Einerseits klagt dieser Gesang die »Zuhälter« an, andererseits hat er den Mut zu künftiger Freude und feiert das wiedergefundene Paradies, wenn erst, nach der befreienden Katastrophe, die »Saukerle« weg seien:
Erster Morgen der Welt
Ein Hammerschlag auf einen Keller oder ein Grab.
– Höre!
Die grosse Leere? Sonne drängelt in die Felsspalten.
Früher gab es hier eine Stadt mit Rechtsgelehrten, die nicht ein einziges Gesetz anwandten, auch wenn sie deren Tausende fabrizierten.

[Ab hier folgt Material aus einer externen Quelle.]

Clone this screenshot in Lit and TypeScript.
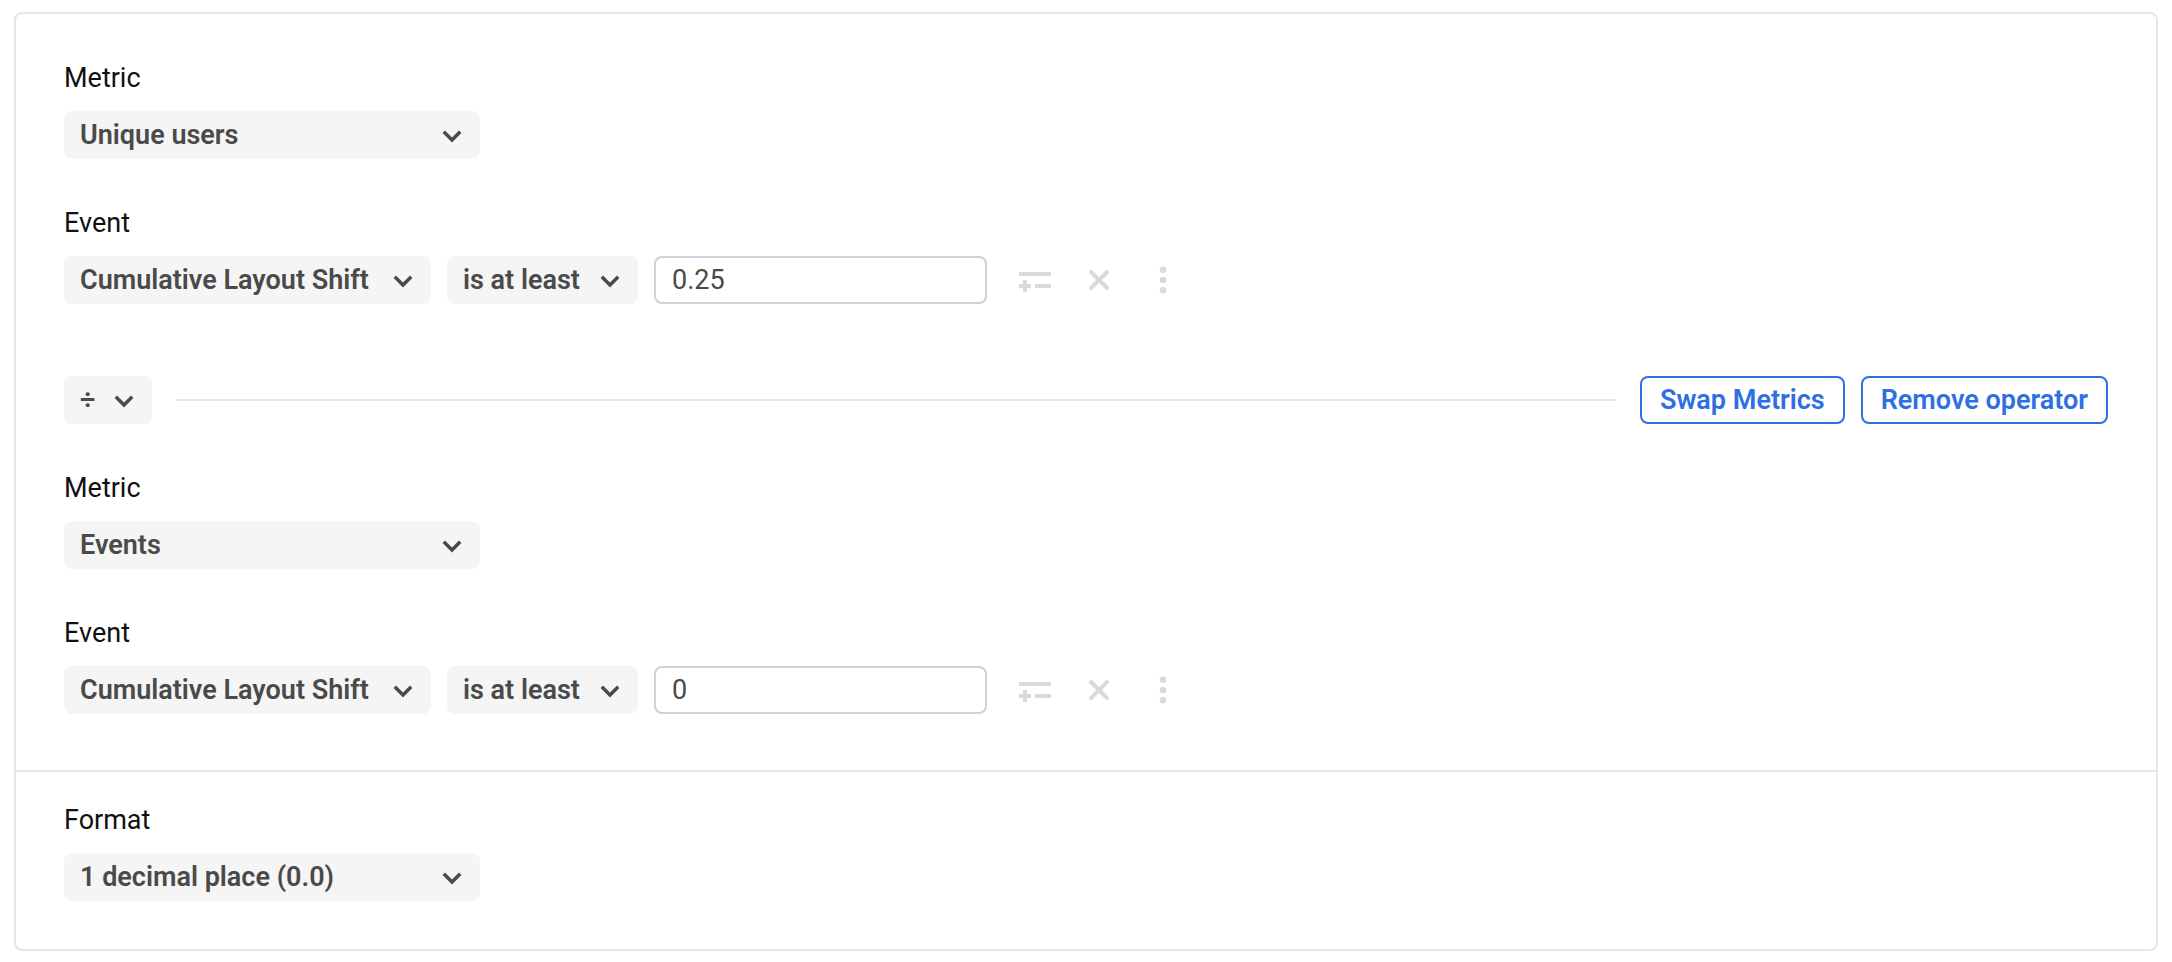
import { LitElement, html, css, svg } from "lit";
import { customElement, property } from "lit/decorators.js";

const base = css`
  * {
    box-sizing: border-box;
  }
  select,
  input,
  button {
    margin: 0;
    font-family: Roboto, "Liberation Sans", sans-serif;
    font-size: 27px;
    height: 48px;
    border-radius: 8px;
  }
  svg {
    display: block;
  }
`;

const glyphs = {
  group: svg`<path d="M0 8h32v4H0zM4 16h4v4h4v4H8v4H4v-4H0v-4h4zM16 20h16v4H16z" fill="currentColor"/>`,
  close: svg`<path d="M8 8L24 24M24 8L8 24" fill="none" stroke="currentColor" stroke-width="4" stroke-linecap="round"/>`,
  more: svg`<g fill="currentColor"><circle cx="16" cy="5.7" r="3.3"/><circle cx="16" cy="16" r="3.3"/><circle cx="16" cy="26.3" r="3.3"/></g>`,
};

@customElement("pick-list")
export class PickList extends LitElement {
  @property() label = "";
  @property({ attribute: false }) options: string[] = [];

  static styles = [
    base,
    css`
      :host {
        display: block;
      }
      .box {
        display: grid;
        align-items: center;
        color: #4a4a4a;
      }
      .select {
        grid-area: 1 / 1;
        width: 100%;
        appearance: none;
        border: 0;
        padding: 0 48px 0 16px;
        background: #f5f5f5;
        color: inherit;
        font-weight: 600;
      }
      .chevron {
        grid-area: 1 / 1;
        justify-self: end;
        margin: 2px 18px 0 0;
        pointer-events: none;
      }
    `,
  ];

  render() {
    return html`<div class="box">
      <select class="select" aria-label=${this.label}>
        ${this.options.map((o) => html`<option>${o}</option>`)}
      </select>
      <svg class="chevron" width="20" height="14" viewBox="0 0 20 14" aria-hidden="true">
        <path d="M1.8 2.8L10 11L18.2 2.8" fill="none" stroke="currentColor" stroke-width="3.4" />
      </svg>
    </div>`;
  }
}

@customElement("metric-editor")
export class MetricEditor extends LitElement {
  @property() metric = "";
  @property() threshold = "";

  static styles = [
    base,
    css`
      :host {
        display: flex;
        flex-direction: column;
        gap: 48px;
      }
      .field {
        display: flex;
        flex-direction: column;
        gap: 16px;
      }
      .label {
        line-height: 33px;
      }
      .metric {
        width: 416px;
      }
      .row {
        display: flex;
        align-items: center;
        gap: 16px;
      }
      .event {
        width: 367px;
      }
      .comparison {
        width: 191px;
      }
      .value {
        width: 333px;
        padding: 0 16px;
        border: 2px solid #d0cfdc;
        background: #fff;
        color: #4a4a4a;
      }
      .actions {
        display: flex;
        gap: 32px;
        padding-left: 16px;
      }
      .action {
        width: 32px;
        height: 32px;
        padding: 0;
        border: 0;
        background: none;
        color: #dadada;
      }
    `,
  ];

  private action(name: string, glyph: unknown) {
    return html`<button class="action" type="button" aria-label=${name}>
      <svg width="32" height="32" viewBox="0 0 32 32" aria-hidden="true">${glyph}</svg>
    </button>`;
  }

  render() {
    return html`
      <div class="field">
        <span class="label">Metric</span>
        <pick-list class="metric" label="Metric" .options=${[this.metric]}></pick-list>
      </div>
      <div class="field">
        <label class="label" for="value">Event</label>
        <div class="row">
          <pick-list class="event" label="Event" .options=${["Cumulative Layout Shift"]}></pick-list>
          <pick-list class="comparison" label="Comparison" .options=${["is at least"]}></pick-list>
          <input class="value" id="value" type="text" .value=${this.threshold} />
          <div class="actions">
            ${this.action("Add condition", glyphs.group)}
            ${this.action("Remove event", glyphs.close)}
            ${this.action("More options", glyphs.more)}
          </div>
        </div>
      </div>
    `;
  }
}

@customElement("app-root")
export class AppRoot extends LitElement {
  static styles = [
    base,
    css`
      :host {
        display: block;
        padding: 12px 14px 11px;
        background: #fff;
        color: #111;
        font-family: Roboto, "Liberation Sans", sans-serif;
        font-size: 27px;
      }
      .card {
        border: 2px solid #e3e7ec;
        border-radius: 8px;
      }
      .formula {
        padding: 48px 48px 56px;
      }
      .operator {
        display: flex;
        align-items: center;
        margin: 72px 0 48px;
      }
      .symbol {
        width: 88px;
      }
      .rule {
        flex: 1;
        margin: 0 24px;
        border: 0;
        border-top: 2px solid #e3e7ec;
      }
      .buttons {
        display: flex;
        gap: 16px;
      }
      .button {
        padding: 0 18px;
        border: 2px solid #2f6fe4;
        background: #fff;
        color: #2f6fe4;
        font-weight: 600;
      }
      .format {
        display: flex;
        flex-direction: column;
        gap: 16px;
        padding: 32px 48px 48px;
        border-top: 2px solid #e3e7ec;
      }
      .label {
        line-height: 33px;
      }
      .places {
        width: 416px;
      }
    `,
  ];

  render() {
    return html`<main class="card">
      <section class="formula">
        <metric-editor metric="Unique users" threshold="0.25"></metric-editor>
        <div class="operator">
          <pick-list class="symbol" label="Operator" .options=${["÷"]}></pick-list>
          <hr class="rule" />
          <div class="buttons">
            <button class="button" type="button">Swap Metrics</button>
            <button class="button" type="button">Remove operator</button>
          </div>
        </div>
        <metric-editor metric="Events" threshold="0"></metric-editor>
      </section>
      <section class="format">
        <span class="label">Format</span>
        <pick-list class="places" label="Format" .options=${["1 decimal place (0.0)"]}></pick-list>
      </section>
    </main>`;
  }
}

Die beiden Archaeologen (zweihundert Jahre vorher hatten sie am Ufer der Rhone einen alpinem Jupiter geweihten Tempel gesucht) konnten nicht mehr vor Lachen. Sie zeigten einander die Inschriften her, unnütze Rätsel, und tranken wie gestern, wie damals, aus einer kleinen Putille gelben Wein mit dem Geschmack nach Honig.
Glück der Wüste, Glück der reinen Luft, darin ihr Zelt schlotterte.
Was für Gesetzgeber!
Sie platzten vor Lachen.
Noch ein Schluck gelber Wein.
In der Ferne machen sie, dem Lehm entsteigend, Umrisse von Ruinen aus, Mauern, wie hinskizziert in den Sträuchern.
All das war unverständlich.
– Man möchte meinen, Vögel seien über den nassen Sand gelaufen.
Ein Beduinen-Bauer hackte gegen den Berg.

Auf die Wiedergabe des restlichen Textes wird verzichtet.